Perspective

October 28, 2011

Thursday. Both my favorite day and my dreaded day. It means sleeping in till lunchtime, but it also means staying up till 3am trying to complete a lab report I don’t understand.

I’ve fallen into a routine over the past weeks, and I woke up today expecting the same. The powers that be had different plans.

I crawled out of bed at 11am, groggy despite having slept for 9 hours (if only I could afford this luxury more often). Grabbed my stuff, went for a shower… only to come back to find myself locked out of the room.

Definitely not the greatest way to start off. Though it obviously was my fault for not bringing my keys with me. But that’s not the point of this post. Anyway, my first thought was, “Great, getting locked out first thing in the morning. Today’s gonna be a bad day for sure.”

I immediately stopped myself, because the only thing worse than starting off your day badly is to expect the rest of your day to go badly as well, because it will. So I made it a point to be happy today – to do the little things that seem simple but mean so much.

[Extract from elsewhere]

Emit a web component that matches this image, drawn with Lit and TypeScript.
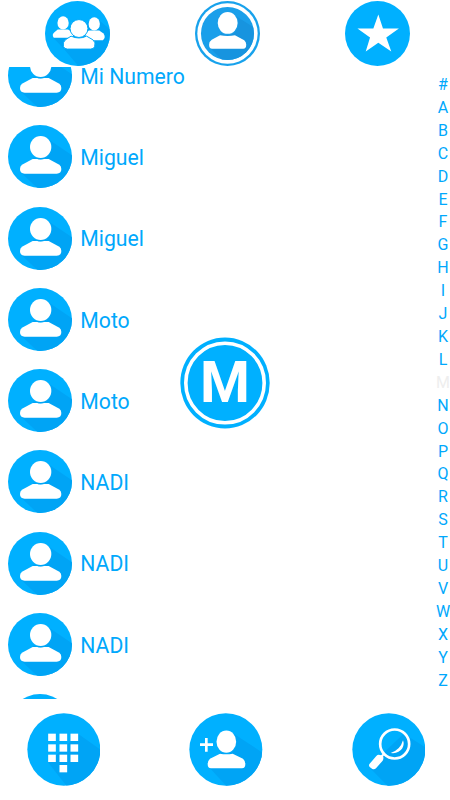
import { LitElement, html, svg, css } from "lit";
import { customElement } from "lit/decorators.js";

const CONTACTS = ["Mi Numero", "Miguel", "Miguel", "Moto", "Moto", "NADI", "NADI", "NADI"];
const LETTERS = "#ABCDEFGHIJKLMNOPQRSTUVWXYZ".split("");
const CURRENT = "M";

const avatar = () => html`<svg class="avatar" viewBox="0 0 192 189" preserveAspectRatio="none">
  <defs><clipPath id="disc"><ellipse cx="96" cy="94.5" rx="96" ry="94.5" /></clipPath></defs>
  <g clip-path="url(#disc)">
    <rect class="base" width="192" height="189" />
    <path class="shade" d="M121 43L192 91V189H88L40 144Z" />
  </g>
  <path class="white" d="M74 102H122L154 119Q160 123 160 132Q160 146 146 146H50Q36 146 36 132Q36 123 42 119Z" />
  <ellipse class="base" cx="98" cy="67" rx="34" ry="36.5" />
  <path class="shade" d="M121 43L130 54Q138 78 119 95Q105 107 85 101Z" />
  <ellipse class="white" cx="98" cy="66" rx="32" ry="33" />
</svg>`;

const groupIcon = svg`
  <defs><clipPath id="g"><circle cx="141.5" cy="100" r="98" /></clipPath></defs>
  <circle class="base" cx="141.5" cy="100" r="98" />
  <path class="shade" clip-path="url(#g)" d="M200 55L245 92V205H150L98 144L68 113Z" />
  <g class="white">
    <path d="M82 88H113L128 98V113H70Q63 103 72 96Z" />
    <ellipse cx="98" cy="68" rx="17" ry="20" />
    <path d="M176 91H207L220 100Q228 112 218 120H166V98Z" />
    <ellipse cx="192" cy="71" rx="17" ry="20" />
  </g>
  <path class="white ring" d="M122 108Q146 119 169 108L188 119Q198 127 193 140Q190 147 181 147H111Q102 147 99 139Q96 127 105 119Z" />
  <ellipse class="white ring" cx="146" cy="85" rx="27" ry="27" />`;

const personIcon = svg`
  <defs><clipPath id="p"><circle cx="141" cy="100" r="80" /></clipPath></defs>
  <circle class="rim" cx="141.5" cy="100" r="98" />
  <circle class="white" cx="141.5" cy="100" r="91" />
  <circle class="deep" cx="141.5" cy="100" r="80" />
  <path class="deeper" clip-path="url(#p)" d="M164 46L222 82V185H130L88 143Z" />
  <path class="white" d="M119 105Q142 110 164 105L192 120Q198 125 198 133Q198 146 189 146H95Q86 146 86 134Q86 124 94 119Z" />
  <ellipse class="deep" cx="142" cy="69" rx="32" ry="36" />
  <ellipse class="white" cx="142" cy="68" rx="30" ry="33" />`;

const starIcon = svg`
  <circle class="base" cx="141.5" cy="100" r="98" />
  <path class="white" d="M144 43L158 85L206 85L168 112L183 154L144 128L106 154L119 112L81 85L129 85Z" />`;

const keypadIcon = svg`
  <defs><clipPath id="k"><ellipse cx="190.5" cy="446.5" rx="109.5" ry="108.5" /></clipPath></defs>
  <ellipse class="base" cx="190.5" cy="446.5" rx="109.5" ry="108.5" />
  <path class="shade" clip-path="url(#k)" d="M234 400L305 450V560H202L144 486Z" />
  ${[399, 431, 462].map((y) => [143.5, 177.5, 210.5].map((x) => svg`<rect class="white" x=${x} y=${y} width="23" height="22" />`))}
  <rect class="white" x="177.5" y="493" width="23" height="22" />`;

const addIcon = svg`
  <defs><clipPath id="a"><ellipse cx="136.5" cy="146.5" rx="109.5" ry="108.5" /></clipPath></defs>
  <ellipse class="base" cx="136.5" cy="146.5" rx="109.5" ry="108.5" />
  <path class="shade" clip-path="url(#a)" d="M160 99L250 158V260H142L86 200Z" />
  <path class="white" d="M59 128H74V112H82V128H98V136H82V153H74V136H59Z" />
  <path class="white" d="M119 159Q138 163 157 159L188 174Q195 180 195 190Q195 203 185 203H92Q82 203 82 190Q82 180 89 174Z" />
  <ellipse class="base" cx="138" cy="124" rx="31" ry="36" />
  <path class="shade" d="M160 99L166 106Q175 134 157 151Q144 163 126 157Z" />
  <ellipse class="white" cx="138" cy="123" rx="29.5" ry="33.5" />`;

const searchIcon = svg`
  <defs><clipPath id="s"><ellipse cx="145.5" cy="146.5" rx="109.5" ry="108.5" /></clipPath></defs>
  <ellipse class="base" cx="145.5" cy="146.5" rx="109.5" ry="108.5" />
  <path class="shade" clip-path="url(#s)" d="M190 99L260 143V260H146L88 201L122 164Z" />
  <circle class="lens" cx="163" cy="130" r="43.5" />
  <path class="white" d="M188 119Q193 130 186 143Q175 160 151 157Q180 148 188 119Z" />
  <path class="handle" d="M132 159L121 169" />
  <path class="white" d="M108 166Q113 160 119 163L128 165Q131 173 127 180L107 203Q102 208 96 205L88 199Q84 194 88 189Z" />`;

@customElement("app-root")
export class AppRoot extends LitElement {
  static styles = css`
    :host {
      display: block;
      width: 450px;
      height: 800px;
      overflow: hidden;
      background: #fff;
      color: #00a8fc;
      font-family: Roboto, sans-serif;
    }
    .screen {
      position: relative;
      display: flex;
      flex-direction: column;
      height: 100%;
    }
    svg {
      display: block;
      flex: none;
    }
    .base { fill: #00b0ff; }
    .shade { fill: #00a4f5; }
    .rim { fill: #18a2ec; }
    .deep { fill: #1a9fea; }
    .deeper { fill: #1794df; }
    .white { fill: #fff; }
    .ring { stroke: #00a8f8; stroke-width: 3; }
    .lens { fill: none; stroke: #fff; stroke-width: 8; }
    .handle { stroke: #fff; stroke-width: 6; }
    .tabs {
      display: flex;
      gap: 85px;
      height: 67px;
      padding: 1px 0 0 45px;
      box-sizing: border-box;
    }
    .tabs svg { width: 65px; height: 65px; }
    .main {
      display: flex;
      justify-content: space-between;
      height: 632px;
    }
    .list {
      flex: 1;
      overflow: hidden;
    }
    .rows { margin-top: -31.9px; }
    .row {
      display: flex;
      align-items: center;
      gap: 8px;
      height: 81.25px;
      padding-left: 8.3px;
      font-size: 21.2px;
      line-height: 26px;
    }
    .name { padding-top: 2.3px; }
    .avatar { width: 64px; height: 63px; }
    .index {
      display: flex;
      flex-direction: column;
      align-items: center;
      width: 14px;
      padding-top: 7px;
      font-size: 16px;
      line-height: 22.9px;
    }
    .letter { white-space: nowrap; }
    .current { color: #eee; }
    .actions {
      display: flex;
      gap: 88.8px;
      padding: 13.5px 0 0 26.67px;
    }
    .actions svg { width: 73.67px; height: 73px; }
    .badge {
      position: absolute;
      left: 180px;
      top: 337px;
      width: 90px;
      height: 92px;
    }
    .initial {
      font: bold 57px Roboto, sans-serif;
      fill: #fff;
      text-anchor: middle;
    }
    .band { fill: none; stroke: #fff; stroke-width: 3.6; }
  `;

  render() {
    return html`<div class="screen">
      <nav class="tabs">
        <svg viewBox="43.5 2 196 196">${groupIcon}</svg>
        <svg viewBox="43.5 2 196 196">${personIcon}</svg>
        <svg viewBox="43.5 2 196 196">${starIcon}</svg>
      </nav>
      <main class="main">
        <div class="list">
          <div class="rows">
            ${CONTACTS.map((name) => html`<div class="row">${avatar()}<span class="name">${name}</span></div>`)}
            <div class="row">${avatar()}</div>
          </div>
        </div>
        <div class="index">
          ${LETTERS.map((l) => html`<span class="letter ${l === CURRENT ? "current" : ""}">${l}</span>`)}
        </div>
      </main>
      <footer class="actions">
        <svg viewBox="80 337 221 219">${keypadIcon}</svg>
        <svg viewBox="26 37 221 219">${addIcon}</svg>
        <svg viewBox="35 37 221 219">${searchIcon}</svg>
      </footer>
      <svg class="badge" viewBox="0 0 90 92">
        <ellipse class="base" cx="45" cy="46" rx="44.7" ry="45.5" />
        <ellipse class="band" cx="45" cy="46" rx="39.2" ry="39.8" />
        <text class="initial" x="45" y="65.3">M</text>
      </svg>
    </div>`;
  }
}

Greet people. Smile. Donate a dollar. Be cheerful.

And it worked out in the end. Despite getting locked out, despite confusing lab sessions that take forever, I actually had a pretty good day. So good, that when I went to buy my Halloween costume, a kind lady gave me a coupon for 20% discount simply because she didn’t need it anymore.

What I’m trying to say is that it’s all a matter of perspective. Your life is what you make it to be. So wake up tomorrow, smile, and promise yourself that you’re going to make it a good day.

Counting the stars.

October 26, 2011

9.30 a.m.

Today it is gloomy outside. Clouds drape the sky like a mass, velvet blanket.The sun hides behind the shedding oaks, its pale yellow rays filtering through the void that grows wider day by day.

I walk slowly to my Italian class, my footsteps falling heavily, one after another. Thump. Thump. Thump. I suddenly notice that my messenger bag feels uncharacteristically heavy; when I first used it, it felt light as a feather. That was two months ago, when I just came here.

“How things have changed,” I thought to myself.

11.50 a.m.

An incoming text message breaks me out of my reverie.

What was I doing?

Oh. I had been staring at a visual representation of an oxygen molecule on my laptop screen, feeling completely overwhelmed. Ever lie down and look up and the vast sky, and suddenly understand how insignificant we all are? That was exactly how it felt at that very moment, except that the subject matter was nothing as all-encompassing as the meaning of life.

Fuck chemistry. I go down to lunch.

3.00 p.m.

The wind feels warm today. It reminds me of home, of warm, humid afternoons spent idly reading Paulo Coelho.

I don’t read Coelho anymore.

This graphic novel I’m reading (for my freshman seminar) is referencing Henry James’ The Portrait of a Lady.

What’s that?

I don’t read for the sake of reading, not anymore.

4.00 p.m.

‘Isabel Archer, the heroine, leaves America for Europe. She’s filled with heady notions about living her life free from provincial convention and constraint. Isabel turns down a number of worthy suitors, but perversely accepts Gilbert Osmond, a cultured, dissipated, and penniless European art collector.

Isabel Archer then learns that Gilbert had been having an affair all along with the woman who introduced them. But too good for her own good, Isabel remains with Gilbert… and despite all her youthful hopes to the contrary, ends up “ground in the very mill of the conventional.”‘

– Alison Bechdel’s summary of James’ The Portrait of a Lady.

4:20 p.m.

Dan Layus sings, “It’s never too late.”

Hey, look, hey. The sun is out.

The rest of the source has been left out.